No dia seguinte lá estava eu de volta, mexi nas velas, conversei mais um pouco, comecei a notar rostos familiares. Lentamente ajustava o leme enquanto deixava alguma música rolar no fundo. Nujabes foi a escolha do momento.
Sailaway virou algo do cotidiano, como abrir os portais de notícia, checar o email e preparar o café pela manhã. Silenciosamente fazia as minhas jornadas entre textos, playlists de serviços de streaming de áudio ou quando eu só queria ficar quieto no meu canto.
Certamente o que ajuda, e muito, são todas as ações serem feitas diretamente no veleiro em si do que por meio de atalhos. A testa da vela estava tensionada? Hora de achar qual das cordas a regulava. Uma sensação de controle maior do que apertar um botão do teclado.

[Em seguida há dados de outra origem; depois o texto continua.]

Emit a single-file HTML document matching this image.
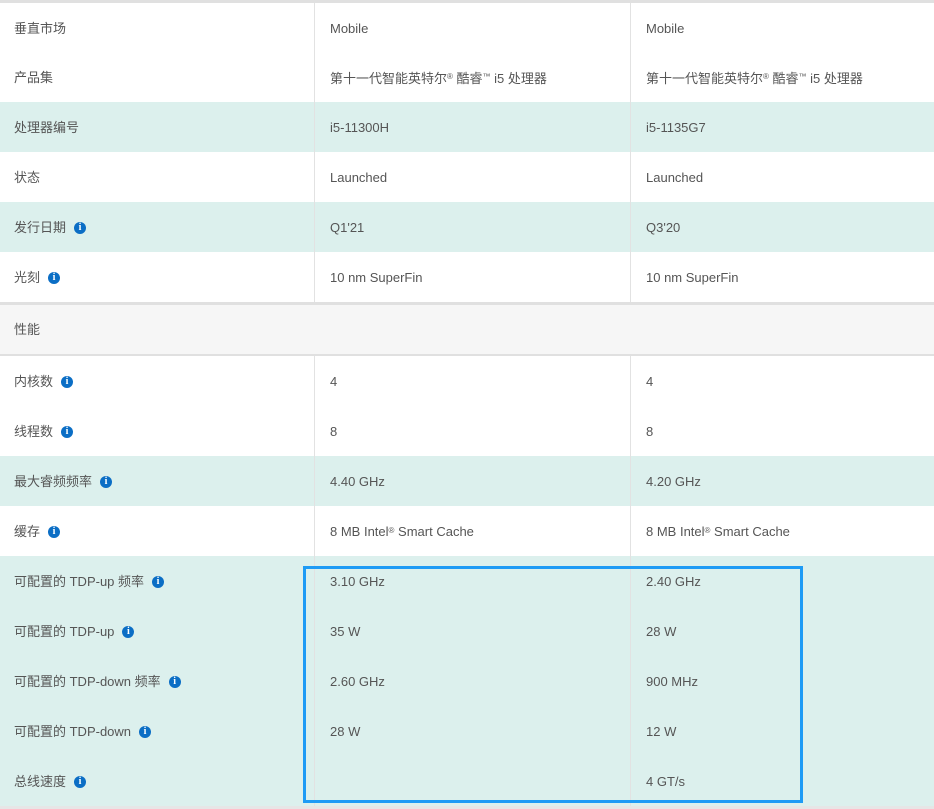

Diferente de Euro Truck Simulator 2, onde mencionei a inserção de significado dos não-lugares, Sailaway torna o mar algo atrativo, uma escapada inusitada da vida corrida de qualquer pessoa. Ele não me impõe objetivos e também não pede que eu interaja com alguém caso não queira. Ou posso velejar com outro jogador graças ao coop. Certamente teria me ajudado nas outras vezes que fiquei “in irons”.
A desenvolvedora The Irregular Corporation promete mais eventos no futuro, como corridas de veleiros, mais nas funcionalidades, novas câmeras e melhorias visuais nas áreas em Terra — que no momento são apenas montanhas borradas.
Não é à toa que eu gasto horas discursando sobre simuladores. Dificilmente encontro em outros gêneros experiências como descobrir como funciona um avião, transportar cargas pela Europa e agora aprender a manejar um barco. Sei que nenhuma dessas noções vão se traduzir para alguma utilidade no mundo real.
Mas, por enquanto, fico feliz com o meu veleiro. Não sou o melhor, muito menos o mais experiente. Levo o aprendizado no meu ritmo. Descubro como levantar ou baixar as velas na tentativa e erro, e quando tudo se encaixa, aproveito para refletir sobre a vida.
Afinal, que vida não é cheia de altos e baixos, não é mesmo? Que antes aprenda algo importante nos momentos ruins e nos bons do que deixar ela me levar sem rumo. Que eu tenha a perspicácia em ajustá-las da mesma forma que faço em Sailaway, jamais contra o vento.